The first time I took my then-7-year-old stepdaughter on a two-hour flight to Seattle, we dubbed her carry-on the survival pack.

Loaded inside were coloring books, travel board games, cards, books, kids' craft projects and enough snacks to feed a half-dozen children. That flight felt like two hours trapped inside a pinball machine as we jumped from one activity to the next. But I was quite proud that we never once turned on a tech gadget.

Don't get me wrong: Gadget time has value -- it's how I get my 2 ½-year-old to sit still for 20 minutes. I just love good, old-fashioned ideas, too.

Like the ones from Travel Savvy Mom blogger Jamie Pearson, of Palo Alto, who has used a ballpoint pen to turn airsickness bags into impromptu puppets.

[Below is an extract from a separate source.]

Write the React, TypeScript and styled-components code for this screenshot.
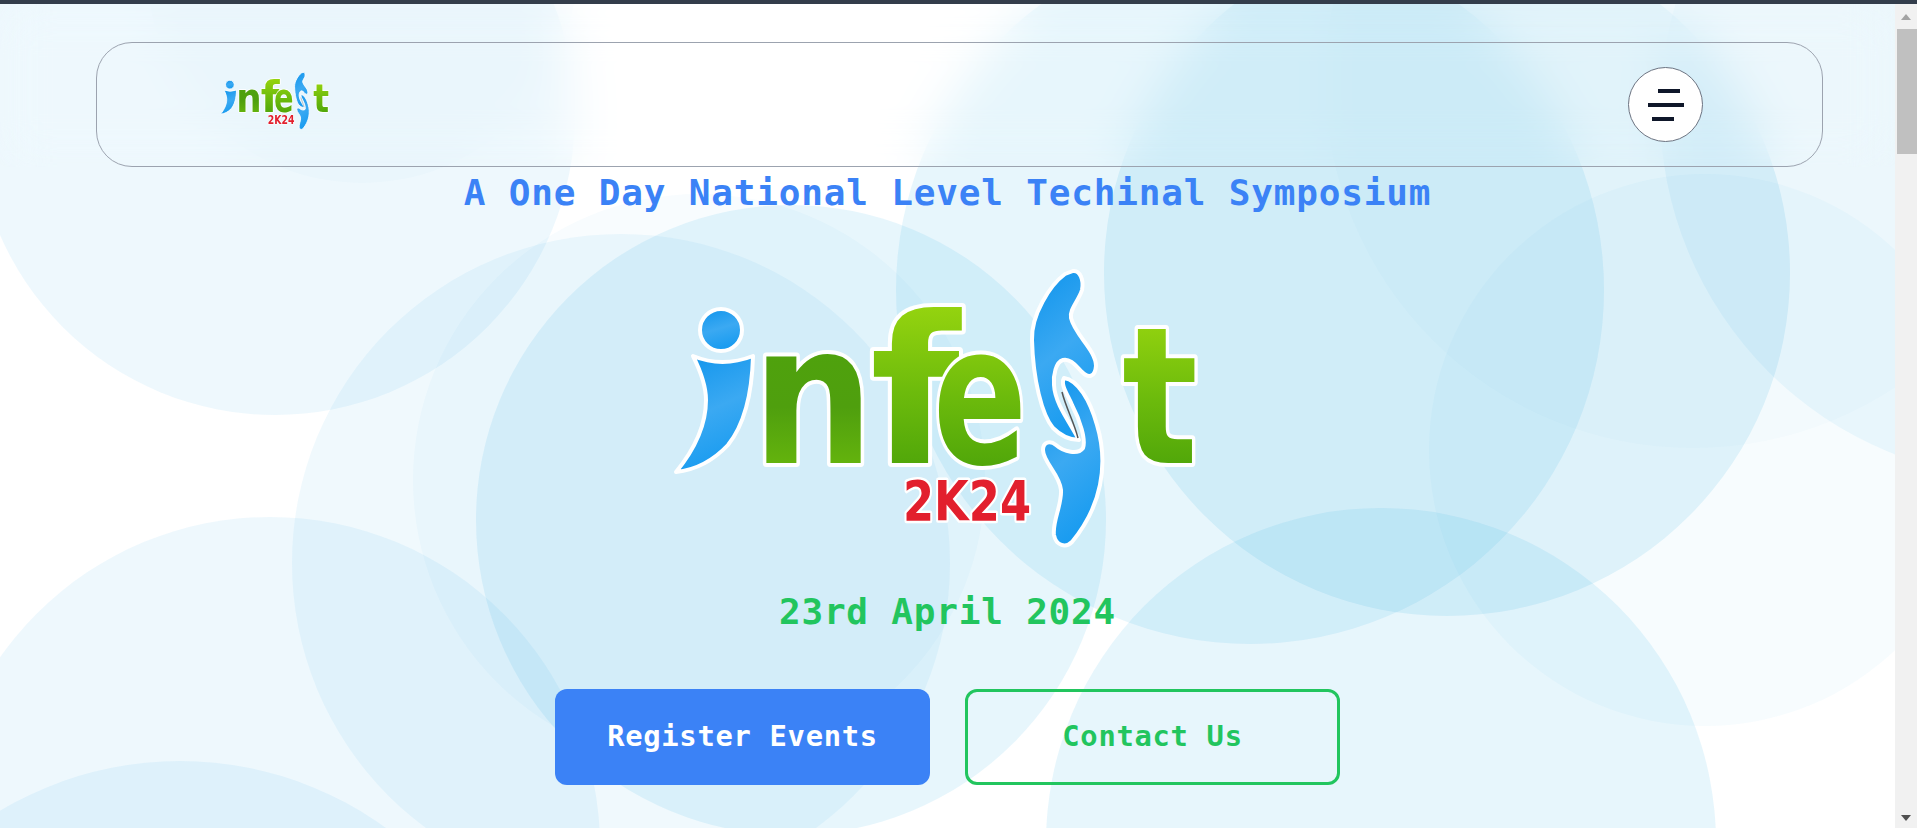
import React from "react";
import styled, { createGlobalStyle } from "styled-components";

const Global = createGlobalStyle`
  html, body { margin: 0; padding: 0; height: 100%; overflow: hidden; background: #fff; }
  #root { height: 100%; }
`;

const Shell = styled.div`
  display: flex;
  flex-direction: column;
  height: 828px;
`;
const TopEdge = styled.div`
  height: 4px;
  flex: none;
  background: #333d4b;
`;
const Viewport = styled.div`
  display: flex;
  flex: 1;
  min-height: 0;
`;
const Page = styled.main`
  position: relative;
  flex: 1;
  min-width: 0;
  overflow: hidden;
  background: #fff;
  font-family: "DejaVu Sans Mono", "Liberation Mono", monospace;
`;
const Bubbles = styled.svg`
  position: absolute;
  inset: 0;
  width: 100%;
  height: 100%;
`;
const Bubble = styled.circle<{ $a: number }>`
  fill: rgba(40, 170, 225, ${(p) => p.$a});
`;
const Header = styled.header`
  position: relative;
  padding: 38px 72px 0 96px;
  backdrop-filter: blur(24px);
`;
const Nav = styled.nav`
  display: flex;
  align-items: center;
  justify-content: space-between;
  height: 125px;
  box-sizing: border-box;
  padding: 0 119px 0 116px;
  border: 1px solid #9ca3af;
  border-radius: 36px;
`;
const MenuButton = styled.button`
  display: flex;
  flex-direction: column;
  align-items: flex-start;
  justify-content: center;
  gap: 10px;
  width: 75px;
  height: 75px;
  box-sizing: border-box;
  padding: 0 0 0 19px;
  background: #fff;
  border: 1px solid #6b7280;
  border-radius: 50%;
`;
const MenuBar = styled.span<{ $w: number; $o: number }>`
  display: block;
  height: 4px;
  width: ${(p) => p.$w}px;
  margin-left: ${(p) => p.$o}px;
  background: #0f172a;
`;
const Hero = styled.section`
  position: relative;
  display: flex;
  flex-direction: column;
  align-items: center;
`;
const Title = styled.h1`
  margin: 6px 0 0;
  font-size: 36px;
  line-height: 40px;
  font-weight: 700;
  letter-spacing: 0.83px;
  color: #3b82f6;
`;
const DateLine = styled.h2`
  margin: 22px 0 0;
  font-size: 36px;
  line-height: 40px;
  font-weight: 700;
  letter-spacing: 0.8px;
  color: #22c55e;
`;
const Actions = styled.div`
  display: flex;
  gap: 35px;
  margin-top: 57px;
`;
const Action = styled.a<{ $outline?: boolean }>`
  display: flex;
  align-items: center;
  justify-content: center;
  width: 375px;
  height: 96px;
  box-sizing: border-box;
  padding-bottom: 2px;
  border-radius: 12px;
  font-size: 28.8px;
  font-weight: 700;
  letter-spacing: 0.7px;
  background: ${(p) => (p.$outline ? "transparent" : "#3b82f6")};
  color: ${(p) => (p.$outline ? "#22c55e" : "#fff")};
  border: ${(p) => (p.$outline ? "3px solid #22c55e" : "none")};
`;
const Scrollbar = styled.aside`
  display: flex;
  flex-direction: column;
  align-items: flex-end;
  justify-content: space-between;
  width: 22px;
  flex: none;
  background: #f1f1f1;
`;
const ThumbArea = styled.div`
  width: 100%;
  display: flex;
  flex-direction: column;
  align-items: flex-end;
`;
const ArrowUp = styled.span`
  align-self: center;
  width: 0;
  height: 0;
  margin: 10px 0 9px;
  border-left: 5.5px solid transparent;
  border-right: 5.5px solid transparent;
  border-bottom: 6px solid #a3a3a3;
`;
const Thumb = styled.div`
  width: 20px;
  height: 125px;
  background: #c0c0c0;
`;
const ArrowDown = styled.span`
  align-self: center;
  width: 0;
  height: 0;
  margin-bottom: 7px;
  border-left: 5.5px solid transparent;
  border-right: 5.5px solid transparent;
  border-top: 6px solid #505050;
`;
const LogoSvg = styled.svg<{ $small?: boolean }>`
  display: block;
  flex: none;
  width: ${(p) => (p.$small ? 128 : 615)}px;
  height: ${(p) => (p.$small ? 66.6 : 320)}px;
  margin: ${(p) => (p.$small ? "0 0 7px" : "37px 0 0")};
`;
const LogoLetter = styled.text`
  font-family: "DejaVu Sans", "Liberation Sans", sans-serif;
  font-weight: 700;
  paint-order: stroke;
  stroke: #fff;
  stroke-width: 8px;
  stroke-linejoin: round;
`;
const LogoYear = styled.text`
  font-family: "DejaVu Sans", "Liberation Sans", sans-serif;
  font-weight: 700;
  font-size: 55px;
  fill: #e21f2d;
  paint-order: stroke;
  stroke: #fff;
  stroke-width: 5px;
  stroke-linejoin: round;
`;
const LogoShape = styled.path`
  stroke: #fff;
  stroke-width: 4px;
  stroke-linejoin: round;
`;

const circles: [number, number, number, number][] = [
  [275, 115, 300, 0.08],
  [362, -32, 215, 0.02],
  [621, 563, 329, 0.07],
  [791, 520, 315, 0.11],
  [699, 480, 286, 0.03],
  [270, 847, 330, 0.08],
  [180, 1111, 350, 0.08],
  [1250, 290, 354, 0.11],
  [1447, 273, 343, 0.12],
  [1381, 843, 335, 0.11],
  [1705, 450, 276, 0.04],
  [2030, 110, 370, 0.07],
  [1693, 80, 368, 0.02],
];

function Logo({ small }: { small?: boolean }) {
  return (
    <LogoSvg $small={small} viewBox="640 250 615 320">
      <defs>
        <linearGradient id="lg-blue" x1="0" y1="0" x2="0.3" y2="1">
          <stop offset="0" stopColor="#0f94ec" />
          <stop offset="0.55" stopColor="#3ba9f2" />
          <stop offset="1" stopColor="#1a9cf0" />
        </linearGradient>
        <linearGradient id="lg-green" x1="0" y1="0" x2="0" y2="1">
          <stop offset="0" stopColor="#a4dd10" />
          <stop offset="0.5" stopColor="#6dbb0c" />
          <stop offset="1" stopColor="#3f9a08" />
        </linearGradient>
        <linearGradient id="lg-green-n" x1="0" y1="0" x2="0" y2="1">
          <stop offset="0" stopColor="#4fa50c" />
          <stop offset="0.55" stopColor="#4f9f0e" />
          <stop offset="1" stopColor="#74c30c" />
        </linearGradient>
      </defs>
      <circle cx="721" cy="330" r="21" fill="url(#lg-blue)" stroke="#fff" strokeWidth="4" />
      <LogoShape
        fill="url(#lg-blue)"
        d="M693 356 Q722 368 753 356 C752 395 744 425 728 445 C712 462 695 470 676 472 C694 450 706 425 706 400 C706 385 699 368 693 356Z"
      />
      <LogoLetter x="752" y="463" fontSize="195" fill="url(#lg-green-n)" textLength="122" lengthAdjust="spacingAndGlyphs">n</LogoLetter>
      <LogoLetter x="870" y="463" fontSize="205" fill="url(#lg-green)" textLength="90" lengthAdjust="spacingAndGlyphs">f</LogoLetter>
      <LogoLetter x="933" y="463" fontSize="195" fill="url(#lg-green)" textLength="94" lengthAdjust="spacingAndGlyphs">e</LogoLetter>
      <LogoLetter x="1122" y="463" fontSize="190" fill="url(#lg-green)" textLength="76" lengthAdjust="spacingAndGlyphs">t</LogoLetter>
      <LogoShape
        fill="url(#lg-blue)"
        d="M1073 271 C1080 270 1084 280 1082 290 C1079 300 1069 310 1071 318 C1075 335 1096 350 1096 366 C1095 378 1088 378 1082 372 C1076 366 1070 358 1063 360 C1056 362 1053 375 1054 385 C1055 405 1072 425 1079 440 C1068 440 1060 435 1053 428 C1042 415 1033 380 1032 340 C1031 315 1050 285 1065 274 Z"
      />
      <LogoShape
        fill="url(#lg-blue)"
        d="M1064 378 C1078 380 1090 400 1097 425 C1103 445 1104 465 1100 485 C1096 505 1086 525 1072 542 C1066 548 1056 546 1054 535 C1052 522 1062 505 1061 490 C1060 475 1043 462 1043 450 C1043 442 1050 440 1056 445 C1064 452 1078 455 1083 448 C1086 440 1080 420 1072 405 C1068 395 1060 385 1064 378 Z"
      />
      <path d="M1062 392 C1066 408 1074 422 1078 438" fill="none" stroke="#555" strokeWidth="1.5" />
      <LogoYear x="903" y="520" textLength="128" lengthAdjust="spacingAndGlyphs">2K24</LogoYear>
    </LogoSvg>
  );
}

export default function App() {
  return (
    <Shell>
      <Global />
      <TopEdge />
      <Viewport>
        <Page>
          <Bubbles viewBox="0 4 1895 824" preserveAspectRatio="none">
            {circles.map(([cx, cy, r, a], i) => (
              <Bubble key={i} cx={cx} cy={cy} r={r} $a={a} />
            ))}
          </Bubbles>
          <Header>
            <Nav>
              <Logo small />
              <MenuButton aria-label="Menu">
                <MenuBar $w={22} $o={10} />
                <MenuBar $w={36} $o={0} />
                <MenuBar $w={22} $o={4} />
              </MenuButton>
            </Nav>
          </Header>
          <Hero>
            <Title>A One Day National Level Techinal Symposium</Title>
            <Logo />
            <DateLine>23rd April 2024</DateLine>
            <Actions>
              <Action>Register Events</Action>
              <Action $outline>Contact Us</Action>
            </Actions>
          </Hero>
        </Page>
        <Scrollbar>
          <ThumbArea>
            <ArrowUp />
            <Thumb />
          </ThumbArea>
          <ArrowDown />
        </Scrollbar>
      </Viewport>
    </Shell>
  );
}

"As long as you've got your pen out, you can have lots of fun adding funny captions to the SkyMall catalog," she adds. "Not only is this a delightfully immature pastime for you and your kids, the next person to sit in your seat can enjoy your creativity, too."

Pearson also suggests telling young children funny stories about when they were babies, "especially if they involve diaper or toilet-training mishaps."

Readers have some great ideas, too. Here are a few favorites:

Between trips I collected small games, coloring books, books and little toys (nothing that made noise or had many pieces) in preparation for the next flight. These items I kept in a zippered pink bag that we called the activity bag. My daughter was not allowed to see what I was putting into it. She could carry it to the airport but couldn't open it until the plane had lifted off. With the anticipation of finding all the treasures the bag contained, she was cheerful and excited about the flight. There was always enough in the bag to entertain her during the whole flight.

-- Peggy Ryu, Lafayette

I mail an envelope a week ahead to the child filled with surprises to be opened once the plane is in the air. I have fun collecting things pertaining to the trip. For younger children, a special coloring book with a new pack of crayons. Amazon has a great collection of coloring books, like one on Hawaii with information on native fish, customs and food. For older kids, I include a map of the destination and information from the visitors bureau. Depending on the reading level, I include a story from the destination. The envelope boldly carries the warning DO NOT OPEN UNTIL YOU ARE IN THE AIR!!! It is fun for me and keeps these young fliers busy.

-- Joan Stevenson, Lafayette

Markers and Pens and Skin: One year my then-3-year-old son doodled all over his own legs and arms with a ballpoint (no one had yet narrowed his thinking that pens were only for paper). I'm pretty sure he enjoyed not only what was emerging on his own body but how "tickle-y" the pen felt. Note: This was on a return flight, so there was no concern about shocking Grandma and such.

Arts & Crafts: Don't forget the small jar of Play-Doh, stickers and craft materials to make a gift for the people you're going to see when you land.

Happy Snaps: Hand them your old phone in camera mode and invite them to snap away in the cabin.